Büyük ihtimalle bu ihaleler kâğıt üzerinde yapılmakta ve ilgili devlet kurumları onaylamaktadır. Bedel paylaşılmakta ve paylaşılan bu paralar halktan tahsil edilmektedir. Gerçek bu ise dünyanın her yerinde yapılan suç olup organize dolandırıcılık olarak görülmektedir. Devlet kurumlarının dışın bunların belgelerine ulaşma şansı olan kurumlar Elektrik Mühendisleri Odası ile Belediyelerdir.

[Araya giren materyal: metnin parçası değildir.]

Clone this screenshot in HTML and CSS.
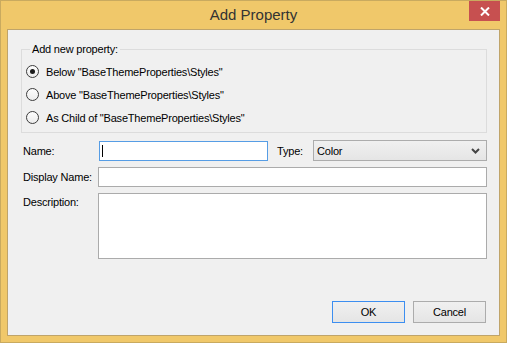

Batı illerindeki belediyelerin bunu yapmayacağını düşünüyorum ama Kurdistan coğrafyasındaki belediyeler ve diğer kurumlar Kurd kurumu gibi davranırlar ise bunu rahatlıkla yapabilirler. Ziraat odaları, Ticaret odaları, Belediyeler ve Mühendislik odaları zarar görenleri organize ederek gerek yerel gerekse de uluslararası hukuk kurumlarının gündemine taşıyabilirler. Baroların destek vereceğine inanmak için elimizde yeterince veri vardır.

Enerji nakil hatlarının sigortası vardır ve bu sigortalar uluslararası sigorta şirketlerine mutlaka satılmıştır. Orman yakmalar, enerji hatlarının neden olduğu yangınlar ve ağaç kesme olayları tazminat talebi ile hukuk zeminine taşınırsa ciddi sonuçlar alınabilir.

Kurdistan sorunu çözülmeden Türkiye’de demokrasinin olup olamayacağı veya sömürge bir ulusun sömürgeci bir devleti veya ulusu demokrat yapabileceği ayrıdır. Bana göre tartışma konusu bile değildir. Benim görüşümün yanlış olduğunu varsayalım.

Her söylemin başına demokrasi veya demokratik tanımını getirmek kulağa hoş gelebilir. Demokrasinin olduğu bir devlette bu kadar doğa gereği olmayan yangınlar ve ağaç katliamları olamaz. Çözüme yönelik olarak sorunu hukuk zeminine getirme şansına sahip olan kurumlar ne yazık ki ağırlıkla demokratik toplum oluşturma paradigması etrafında siyaset yapanların kontrolü altındalar.

Demokrasi söylemle oluşturulamaz, uygulama çalışmaları gerektirir. Bu bir samimiyet testidir. Doğanın katledilmesini engellemek için kurumları harekete geçirin. Beraber demokratik toplum oluşturmak istediklerimizin bu demokratik tutuma destek verip vermeyeceğini görelim.